Un congreso servil y una corte constitucional cooptada se han encargado de dar desarrollo constitucional y legislativo a los acuerdos. Las dádivas y los favores políticos, el desprestigio, el chantaje y la intimidación han sido los instrumentos para alinear a la gente alrededor de unos textos legales, que parecen redactados por los abogados de las FARC y a los que no se les puede cambiar una coma sin ser motejado de enemigo de la paz. Afortunadamente – o ¿será mejor decir, sorprendentemente? – todavía el presidente Santos no ha seguido, a su mejor amigo y mentor político, el dictador Maduro, en la realización del peor atropello que puede hacerse contra la democracia: la suspensión las elecciones previstas en el calendario electoral. Todavía quedan las elecciones de 2018 y en ellas es mucho lo que está en juego.

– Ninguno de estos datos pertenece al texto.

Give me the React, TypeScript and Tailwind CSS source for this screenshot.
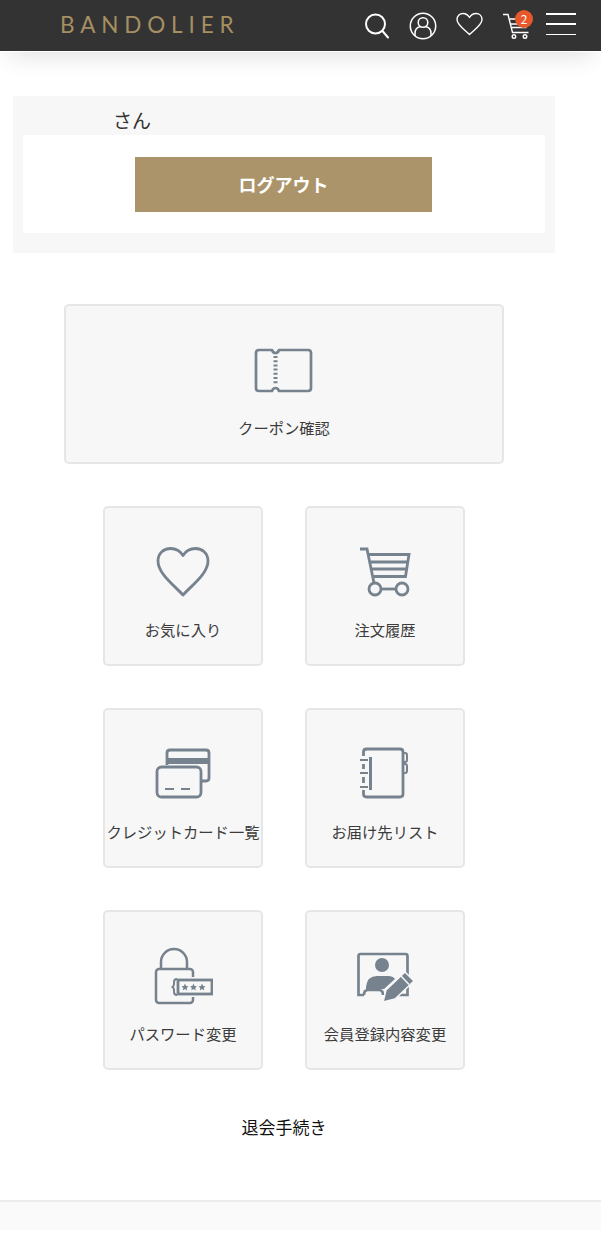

La actual coyuntura está signada por el riesgo de que la derrota militar de las FARC, que fue obra de los dos gobiernos de Uribe, se transforme, como ya lo es en parte, en una victoria política, si llegara a triunfar en las elecciones de 2018 una coalición de las fuerzas de izquierda totalitaria (farianos, petristas, robledistas, claristas, etc.), de la multitud de “idiotas útiles” de buena voluntad (fajardistas, claudistas, delacallistas) y de toda la caterva de oportunistas de los partidos de la unidad nacional que no vacilaran en aliarse hasta con el diablo para mantener su porción de poder. Por eso, como millones de colombianos, apoyo a Uribe.